Among the most potent stimulants are those afforded by the civil and political institutions of the country. Where it is not
possible to raise oneself by honest exertions and by prosperity from one class of society to another, from the lowest to the highest; where the possessor necessarily hesitates to show his property publicly or to enjoy the fruits of it because it would expose his property to risk, or lest he should be accused of arrogance or impropriety; where persons engaged in trade are excluded from public honour, from taking part in administration, legislation, and juries; where distinguished achievements in agriculture, industry, and commerce do not lead also to public esteem and to social and civil distinction, there the most important motives for consumption as well as for production are wanting.
Every law, every public regulation, has a strengthening or weakening effect on production or on consumption or on the productive forces.
The granting of patent privileges offers a prize to inventive minds. The hope of obtaining the prize arouses the mental powers, and gives them a direction towards industrial improvements. It brings honour to the inventive mind in society, and roots out the prejudice for old customs and modes of operation so injurious among uneducated nations. It provides the man who merely possesses mental faculties for new inventions with the material means which he requires, inasmuch as capitalists are thus incited to support the inventor, by being assured of participation in the anticipated profits.
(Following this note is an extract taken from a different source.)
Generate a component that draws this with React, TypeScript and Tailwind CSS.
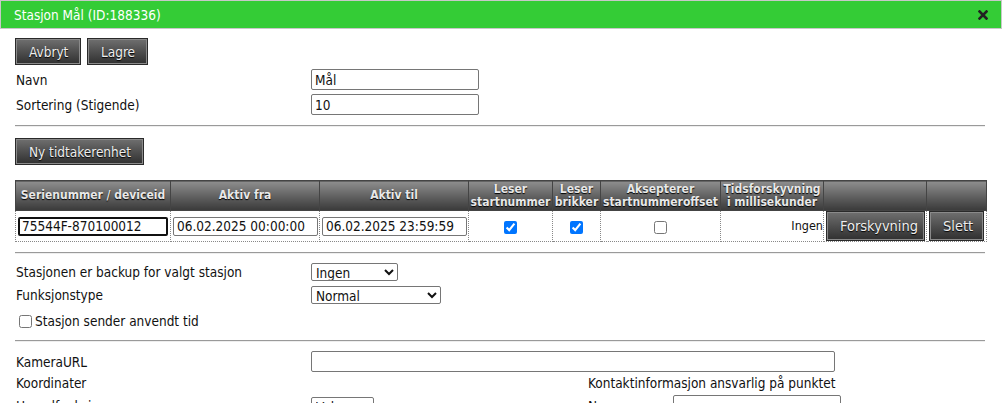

Protective duties act as stimulants on all those branches of internal industry the produce of which foreign countries can provide better than the home country, but of the production of which the home country is capable. They guarantee a reward to the man of enterprise and to the workman for acquiring new knowledge and skill, and offer to the inland and foreign capitalist means for investing his capital for a definite and certain time in a specially remunerative manner.